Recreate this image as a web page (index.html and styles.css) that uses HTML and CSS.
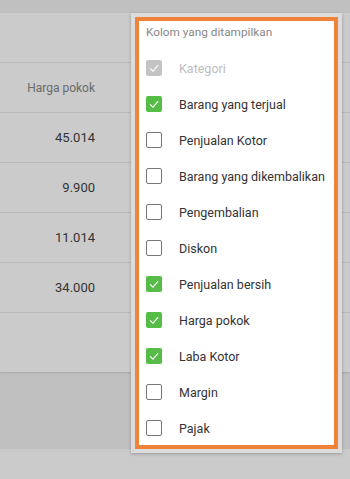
FILE: index.html
```html
<!DOCTYPE html>
<html>
<head>
<meta charset="utf-8">
<link rel="stylesheet" href="styles.css">
</head>
<body>
<div class="page">
  <div class="card">
    <div class="row blank"></div>
    <div class="row head"><span class="cell">Harga pokok</span></div>
    <div class="row"><span class="cell">45.014</span></div>
    <div class="row"><span class="cell">9.900</span></div>
    <div class="row"><span class="cell">11.014</span></div>
    <div class="row"><span class="cell">34.000</span></div>
    <div class="row foot"></div>
  </div>
  <div class="gap"></div>
  <div class="bottom"></div>

  <div class="menu">
    <div class="menu-inner">
      <div class="menu-title">Kolom yang ditampilkan</div>
      <div class="item disabled"><span class="cb on"><svg viewBox="0 0 16 16"><path d="M4 8.3 L7 11.2 L12.2 5.2"/></svg></span><span class="label">Kategori</span></div>
      <div class="item"><span class="cb on green"><svg viewBox="0 0 16 16"><path d="M4 8.3 L7 11.2 L12.2 5.2"/></svg></span><span class="label">Barang yang terjual</span></div>
      <div class="item"><span class="cb"></span><span class="label">Penjualan Kotor</span></div>
      <div class="item"><span class="cb"></span><span class="label">Barang yang dikembalikan</span></div>
      <div class="item"><span class="cb"></span><span class="label">Pengembalian</span></div>
      <div class="item"><span class="cb"></span><span class="label">Diskon</span></div>
      <div class="item"><span class="cb on green"><svg viewBox="0 0 16 16"><path d="M4 8.3 L7 11.2 L12.2 5.2"/></svg></span><span class="label">Penjualan bersih</span></div>
      <div class="item"><span class="cb on green"><svg viewBox="0 0 16 16"><path d="M4 8.3 L7 11.2 L12.2 5.2"/></svg></span><span class="label">Harga pokok</span></div>
      <div class="item"><span class="cb on green"><svg viewBox="0 0 16 16"><path d="M4 8.3 L7 11.2 L12.2 5.2"/></svg></span><span class="label">Laba Kotor</span></div>
      <div class="item"><span class="cb"></span><span class="label">Margin</span></div>
      <div class="item"><span class="cb"></span><span class="label">Pajak</span></div>
    </div>
  </div>
</div>
</body>
</html>
```
FILE: styles.css
```css
html, body {
  margin: 0;
  padding: 0;
}
body {
  background: #c0c0c0;
  font-family: Roboto, "Liberation Sans", sans-serif;
  width: 350px;
  height: 479px;
  overflow: hidden;
}
.page {
  position: relative;
  width: 350px;
  height: 479px;
  padding-top: 13px;
  box-sizing: border-box;
}
.card {
  background: #cbcbcb;
  height: 359px;
  box-shadow: 0 1px 2px rgba(0,0,0,0.12);
  display: flex;
  flex-direction: column;
}
.row {
  height: 49px;
  border-bottom: 1px solid #b9b9b9;
  display: flex;
  align-items: center;
  width: 100%;
}
.row .cell {
  width: 95px;
  text-align: right;
  font-size: 13px;
  color: #333;
}
.row.head .cell {
  font-size: 12px;
  color: #6a6a6a;
}
.row.foot {
  border-bottom: none;
  flex: 1;
}
.gap {
  height: 77px;
}
.bottom {
  height: 30px;
  background: #cbcbcb;
}
.menu {
  position: absolute;
  left: 131px;
  top: 13px;
  width: 211px;
  height: 440px;
  box-sizing: border-box;
  background: #fff;
  border: 4px solid #dcdcdc;
  box-shadow: 0 1px 3px rgba(0,0,0,0.25);
}
.menu-inner {
  border: 4px solid #f0823a;
  height: 100%;
  box-sizing: border-box;
  padding-left: 7px;
  background: #fff;
}
.menu-title {
  height: 29px;
  padding-top: 3px;
  box-sizing: border-box;
  line-height: 16px;
  font-size: 11.8px;
  color: #888;
}
.item {
  height: 36px;
  display: flex;
  align-items: center;
  gap: 17px;
}
.cb {
  width: 16px;
  height: 16px;
  box-sizing: border-box;
  border: 1px solid #777;
  border-radius: 2px;
  background: #fff;
  flex: none;
  display: flex;
}
.cb.on {
  border: none;
  background: #c4c4c4;
}
.cb.on.green {
  background: #55bd45;
}
.cb svg {
  width: 16px;
  height: 16px;
}
.cb svg path {
  fill: none;
  stroke: #fff;
  stroke-width: 1.1;
}
.label {
  font-size: 12.5px;
  color: #333;
}
.item.disabled .label {
  color: #bdbdbd;
}
```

WHAT THE TASK ASKS:
Go through the listing above and quote it exactly, apart from its images.

ANSWER IN FULL:
Recreate this image as a web page (index.html and styles.css) that uses HTML and CSS.
FILE: index.html
```html
<!DOCTYPE html>
<html>
<head>
<meta charset="utf-8">
<link rel="stylesheet" href="styles.css">
</head>
<body>
<div class="page">
  <div class="card">
    <div class="row blank"></div>
    <div class="row head"><span class="cell">Harga pokok</span></div>
    <div class="row"><span class="cell">45.014</span></div>
    <div class="row"><span class="cell">9.900</span></div>
    <div class="row"><span class="cell">11.014</span></div>
    <div class="row"><span class="cell">34.000</span></div>
    <div class="row foot"></div>
  </div>
  <div class="gap"></div>
  <div class="bottom"></div>

  <div class="menu">
    <div class="menu-inner">
      <div class="menu-title">Kolom yang ditampilkan</div>
      <div class="item disabled"><span class="cb on"><svg viewBox="0 0 16 16"><path d="M4 8.3 L7 11.2 L12.2 5.2"/></svg></span><span class="label">Kategori</span></div>
      <div class="item"><span class="cb on green"><svg viewBox="0 0 16 16"><path d="M4 8.3 L7 11.2 L12.2 5.2"/></svg></span><span class="label">Barang yang terjual</span></div>
      <div class="item"><span class="cb"></span><span class="label">Penjualan Kotor</span></div>
      <div class="item"><span class="cb"></span><span class="label">Barang yang dikembalikan</span></div>
      <div class="item"><span class="cb"></span><span class="label">Pengembalian</span></div>
      <div class="item"><span class="cb"></span><span class="label">Diskon</span></div>
      <div class="item"><span class="cb on green"><svg viewBox="0 0 16 16"><path d="M4 8.3 L7 11.2 L12.2 5.2"/></svg></span><span class="label">Penjualan bersih</span></div>
      <div class="item"><span class="cb on green"><svg viewBox="0 0 16 16"><path d="M4 8.3 L7 11.2 L12.2 5.2"/></svg></span><span class="label">Harga pokok</span></div>
      <div class="item"><span class="cb on green"><svg viewBox="0 0 16 16"><path d="M4 8.3 L7 11.2 L12.2 5.2"/></svg></span><span class="label">Laba Kotor</span></div>
      <div class="item"><span class="cb"></span><span class="label">Margin</span></div>
      <div class="item"><span class="cb"></span><span class="label">Pajak</span></div>
    </div>
  </div>
</div>
</body>
</html>
```
FILE: styles.css
```css
html, body {
  margin: 0;
  padding: 0;
}
body {
  background: #c0c0c0;
  font-family: Roboto, "Liberation Sans", sans-serif;
  width: 350px;
  height: 479px;
  overflow: hidden;
}
.page {
  position: relative;
  width: 350px;
  height: 479px;
  padding-top: 13px;
  box-sizing: border-box;
}
.card {
  background: #cbcbcb;
  height: 359px;
  box-shadow: 0 1px 2px rgba(0,0,0,0.12);
  display: flex;
  flex-direction: column;
}
.row {
  height: 49px;
  border-bottom: 1px solid #b9b9b9;
  display: flex;
  align-items: center;
  width: 100%;
}
.row .cell {
  width: 95px;
  text-align: right;
  font-size: 13px;
  color: #333;
}
.row.head .cell {
  font-size: 12px;
  color: #6a6a6a;
}
.row.foot {
  border-bottom: none;
  flex: 1;
}
.gap {
  height: 77px;
}
.bottom {
  height: 30px;
  background: #cbcbcb;
}
.menu {
  position: absolute;
  left: 131px;
  top: 13px;
  width: 211px;
  height: 440px;
  box-sizing: border-box;
  background: #fff;
  border: 4px solid #dcdcdc;
  box-shadow: 0 1px 3px rgba(0,0,0,0.25);
}
.menu-inner {
  border: 4px solid #f0823a;
  height: 100%;
  box-sizing: border-box;
  padding-left: 7px;
  background: #fff;
}
.menu-title {
  height: 29px;
  padding-top: 3px;
  box-sizing: border-box;
  line-height: 16px;
  font-size: 11.8px;
  color: #888;
}
.item {
  height: 36px;
  display: flex;
  align-items: center;
  gap: 17px;
}
.cb {
  width: 16px;
  height: 16px;
  box-sizing: border-box;
  border: 1px solid #777;
  border-radius: 2px;
  background: #fff;
  flex: none;
  display: flex;
}
.cb.on {
  border: none;
  background: #c4c4c4;
}
.cb.on.green {
  background: #55bd45;
}
.cb svg {
  width: 16px;
  height: 16px;
}
.cb svg path {
  fill: none;
  stroke: #fff;
  stroke-width: 1.1;
}
.label {
  font-size: 12.5px;
  color: #333;
}
.item.disabled .label {
  color: #bdbdbd;
}
```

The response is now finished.